Flexible - The flexible technology used in AGVs have rendered them useful for many different tasks. It’s difficult to relocate or shift a conveyor system, but with the wireless technology AGVs use, it’s relatively simple and quick to remap a route and continue production. Today complex AGVs are equipped with sensors, clamping mechanisms, positioning fixtures, and tool attachments and, as such, are useful across a variety of sectors in many industries, including healthcare, military, and transportation. They can work alone or in tandem with other AGVs.   

Accurate - AGV computer systems can be coordinated with warehouse management systems. This allows for companies to track every detail of material handling and make adjustments to increase accuracy and efficiency. An AGV will do as it is programmed to do each and every time. It will never get bored by repetitive tasks or distracted by workplace or social activity.

Safe - AGVs can operate in a number of environments that otherwise might be hazardous for people, including those with exposure to extreme temperatures, gases, chemicals, sharp objects, or biological contaminants. A damaged AGV can be repaired or replaced without the same problems or liabilities worker injuries or health hazards create for companies and people.

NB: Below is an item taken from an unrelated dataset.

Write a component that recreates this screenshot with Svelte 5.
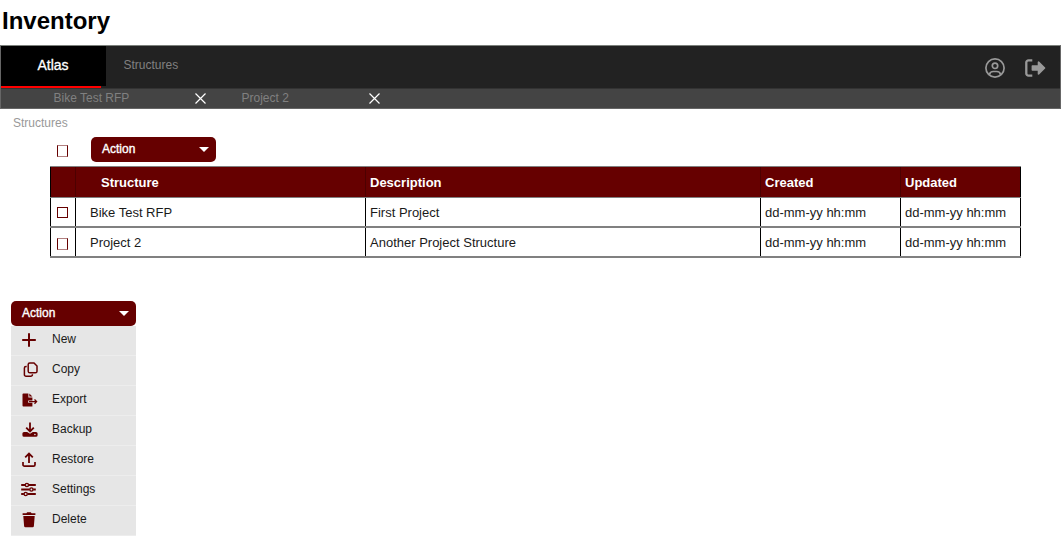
<script>
  const columns = ['Structure', 'Description', 'Created', 'Updated'];
  const rows = [
    ['Bike Test RFP', 'First Project', 'dd-mm-yy hh:mm', 'dd-mm-yy hh:mm'],
    ['Project 2', 'Another Project Structure', 'dd-mm-yy hh:mm', 'dd-mm-yy hh:mm']
  ];
  const actions = ['New', 'Copy', 'Export', 'Backup', 'Restore', 'Settings', 'Delete'];
</script>

{#snippet close()}
  <svg class="close" width="11" height="11" viewBox="0 0 11 11"><path d="M.5 .5 10.5 10.5M10.5 .5 .5 10.5" stroke="#fff" stroke-width="1.2" /></svg>
{/snippet}

{#snippet actionButton()}
  <button class="action">
    <span>Action</span>
    <svg width="10" height="5" viewBox="0 0 10 5"><path d="M0 0H10L5 5Z" fill="#fff" /></svg>
  </button>
{/snippet}

{#snippet icon(name)}
  <svg class="icon" width="20" height="20" viewBox="0 0 20 20" fill="none" stroke="#600" stroke-width="1.6">
    {#if name === 'New'}
      <path d="M2.2 10H15.8M9 3.3V16.7" stroke-width="2" />
    {:else if name === 'Copy'}
      <path d="M9.8 3h4.2l3 3v5.2a1.6 1.6 0 0 1-1.6 1.6H9.8a1.6 1.6 0 0 1-1.6-1.6V4.6A1.6 1.6 0 0 1 9.8 3Z" stroke-width="1.5" />
      <path d="M6.7 6.5H6a1.6 1.6 0 0 0-1.6 1.6v6.6A1.6 1.6 0 0 0 6 16.3h4.8a1.6 1.6 0 0 0 1.6-1.6v-.5" stroke-width="1.5" />
    {:else if name === 'Export'}
      <path d="M3.4 3.4h5v4h4v3.1H8.2v2.2h4.2v3.7h-9a.9.9 0 0 1-.9-.9V4.3a.9.9 0 0 1 .9-.9ZM9.3 3.4l3.1 3.1H9.3Z" fill="#600" stroke="none" />
      <path d="M9 11.6h7.5M14.5 9.5l2.1 2.1-2.1 2.1" stroke-width="1.3" />
    {:else if name === 'Backup'}
      <path d="M10 2.5V11M6.2 7.6 10 11.4l3.8-3.8" stroke-width="1.8" />
      <path d="M4 12h3.2l2.8 1.8 2.8-1.8H16a1.6 1.6 0 0 1 1.6 1.6v1.6a1.6 1.6 0 0 1-1.6 1.6H4a1.6 1.6 0 0 1-1.6-1.6v-1.6A1.6 1.6 0 0 1 4 12Z" fill="#600" stroke="none" />
      <circle cx="14.9" cy="14.5" r=".8" fill="#e6e6e6" stroke="none" />
    {:else if name === 'Restore'}
      <path d="M9 13V3.8M5.2 7.3 9 3.5l3.8 3.8" stroke-width="1.8" />
      <path d="M3 12v2.7A1.5 1.5 0 0 0 4.5 16.2h9a1.5 1.5 0 0 0 1.5-1.5V12" stroke-width="1.7" />
    {:else if name === 'Settings'}
      <path d="M1.2 5H5M8.8 5h7M1.2 9.5h8.4M13.2 9.5h2.6M1.2 14h2.7M7.5 14h8.3" stroke-width="1.8" />
      <circle cx="6.9" cy="5" r="1.6" stroke-width="1.4" /><circle cx="11.4" cy="9.5" r="1.6" stroke-width="1.4" /><circle cx="5.7" cy="14" r="1.6" stroke-width="1.4" />
    {:else}
      <path d="M2.6 3.3h3.8l.8-1h3.6l.8 1h3.8v1.6H2.6ZM3.3 5.9h11.4l-.8 10.2a1.3 1.3 0 0 1-1.3 1.2H5.4a1.3 1.3 0 0 1-1.3-1.2Z" fill="#600" stroke="none" />
    {/if}
  </svg>
{/snippet}

<main>
  <h1>Inventory</h1>
  <header>
    <nav class="primary">
      <div class="brand"><span>Atlas</span></div>
      <div class="section">Structures</div>
      <svg class="user" width="20" height="20" viewBox="0 0 20 20" fill="none" stroke="#999" stroke-width="1.7">
        <circle cx="10" cy="10" r="9.1" /><circle cx="10" cy="7.8" r="2.7" />
        <path d="M4.4 16.6c.5-2.2 2-3.1 3.8-3.1h3.6c1.8 0 3.3.9 3.8 3.1" />
      </svg>
      <svg class="logout" width="21" height="18" viewBox="0 0 21 18">
        <path d="M7.3 1.3H3.5A2.2 2.2 0 0 0 1.3 3.5v11a2.2 2.2 0 0 0 2.2 2.2h3.8" fill="none" stroke="#999" stroke-width="2.3" />
        <path d="M7.3 6.2h5.4V3.1a.8.8 0 0 1 1.4-.5l6 5.8a.8.8 0 0 1 0 1.2l-6 5.8a.8.8 0 0 1-1.4-.5v-3.1H7.3a.7.7 0 0 1-.7-.7V6.9a.7.7 0 0 1 .7-.7Z" fill="#999" />
      </svg>
    </nav>
    <nav class="tabs">
      <div class="tab first"><span>Bike Test RFP</span>{@render close()}</div>
      <div class="tab second"><span>Project 2</span>{@render close()}</div>
    </nav>
  </header>
  <div class="crumb">Structures</div>
  <div class="toolbar"><i class="box soft"></i>{@render actionButton()}</div>
  <div class="table">
    <div class="row head">
      <b class="pick"></b>
      {#each columns as column}<b>{column}</b>{/each}
    </div>
    {#each rows as row, i}
      <div class="row">
        <div class="pick"><i class="box" class:soft={i === 1}></i></div>
        {#each row as cell}<div>{cell}</div>{/each}
      </div>
    {/each}
  </div>
  <section class="menu">
    {@render actionButton()}
    <ul>
      {#each actions as name}<li>{@render icon(name)}<span>{name}</span></li>{/each}
    </ul>
  </section>
</main>

<style>
  :global(body) { background: #fff; overflow: hidden; }
  main { width: 1061px; height: 537px; overflow: hidden; font: 12px/14px "Liberation Sans", Arial, sans-serif; color: #1a1a1a; }
  svg { display: block; flex: none; }
  h1 { margin: 0; height: 45px; box-sizing: border-box; padding: 7px 0 0 2px; font-size: 24px; line-height: 28px; color: #000; }
  header { box-sizing: border-box; height: 64px; border: 1px solid #666; border-top-color: #7b807b; background: #444; }
  .primary { display: flex; height: 42px; background: #222; border-bottom: 1px solid #333; }
  .brand { width: 105px; height: 42px; box-sizing: border-box; background: linear-gradient(#f00, #f00) 0 100% / 100px 2px no-repeat, linear-gradient(#000, #000) 0 0 / 105px 40px no-repeat; padding: 11px 0 0 36.5px; color: #fff; font-size: 14px; line-height: 16px; -webkit-text-stroke: .3px #fff; }
  .section { width: 878px; box-sizing: border-box; padding: 12px 0 0 17.5px; color: #808080; }
  .user { margin: 12px 0 0 1px; }
  .logout { margin: 13px 0 0 20px; }
  .tabs { display: flex; height: 19px; color: #808080; }
  .tab { display: flex; justify-content: space-between; align-items: flex-start; padding-top: 2px; }
  .first { width: 152.5px; margin-left: 52.5px; }
  .second { width: 138.5px; margin-left: 35.5px; }
  .close { margin-top: 2px; }
  .crumb { padding: 7px 0 0 13px; color: #999; height: 21px; }
  .toolbar { display: flex; padding-left: 57px; height: 29px; }
  .box { display: block; width: 11px; height: 11px; box-sizing: border-box; border: 1px solid #600; }
  .box.soft { height: 12px; border-top-color: #b28080; border-bottom-color: #b28080; }
  .toolbar .box { margin: 8px 22.5px 0 0; }
  .action { display: flex; justify-content: space-between; width: 125px; height: 25px; box-sizing: border-box; border: 0; border-radius: 5px; background: #600; color: #fff; padding: 5px 7px 0 11.5px; font: 12px/14px "Liberation Sans", Arial, sans-serif; -webkit-text-stroke: .35px #fff; align-items: flex-start; }
  .action svg { margin-top: 5px; }
  .table { width: 971px; margin-left: 50px; border-top: 1px solid #808080; box-sizing: border-box; font-size: 13px; line-height: 15px; }
  .row { display: grid; grid-template-columns: 26px 290px 395px 140px 120px; height: 28px; border-bottom: 2px solid #808080; }
  .row > * { border-right: 1px solid #000; padding: 7px 0 0 4px; }
  .row > .pick { border-left: 1px solid #000; padding: 9px 0 0 6px; }
  .row > .pick:has(.soft) { padding-top: 10px; }
  .row > :nth-child(2) { padding-left: 14px; }
  .head { height: 30px; border-bottom-width: 1px; background: #600; color: #fff; }
  .head > *, .head > .pick { border-right-color: #4d0000; padding-top: 8px; }
  .head > :last-child { border-right-color: #000; }
  .head > :nth-child(2) { padding-left: 25px; }
  .menu { margin: 42.5px 0 0 10.5px; width: 125px; }
  .menu .action { height: 25.5px; padding-top: 5.5px; }
  ul { list-style: none; margin: 0; padding: 0; background: #e6e6e6; }
  li { display: flex; height: 29px; border-bottom: 1px solid #ededed; }
  .icon { margin: 4px 0 0 9.5px; }
  li span { margin: 6px 0 0 12px; }
</style>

Productive - AGVs can work continuously around the clock without breaks. They do not get sick. They will do a task continuously for as long as necessary without flagging or complaining. They maintain a constant speed, never hurrying or rushing to complete a task before the end of the work period.

Much has been made lately about AGVs and other types of automation replacing people in the workplace and what that means for society and the economy. This is true in some cases, but it’s also true that AGVs will do work that people cannot or will not do. In these cases AGVs are a win-win solution for everyone because their work must be monitored, adjusted, or completed by human workers who are then employed to do it. As manufacturers upgrade their facilities to become smarter and more efficient, AGVs will play a larger and more important part in day-to-day operations. We have only begun to see what AGVs are capable of doing in the workplace.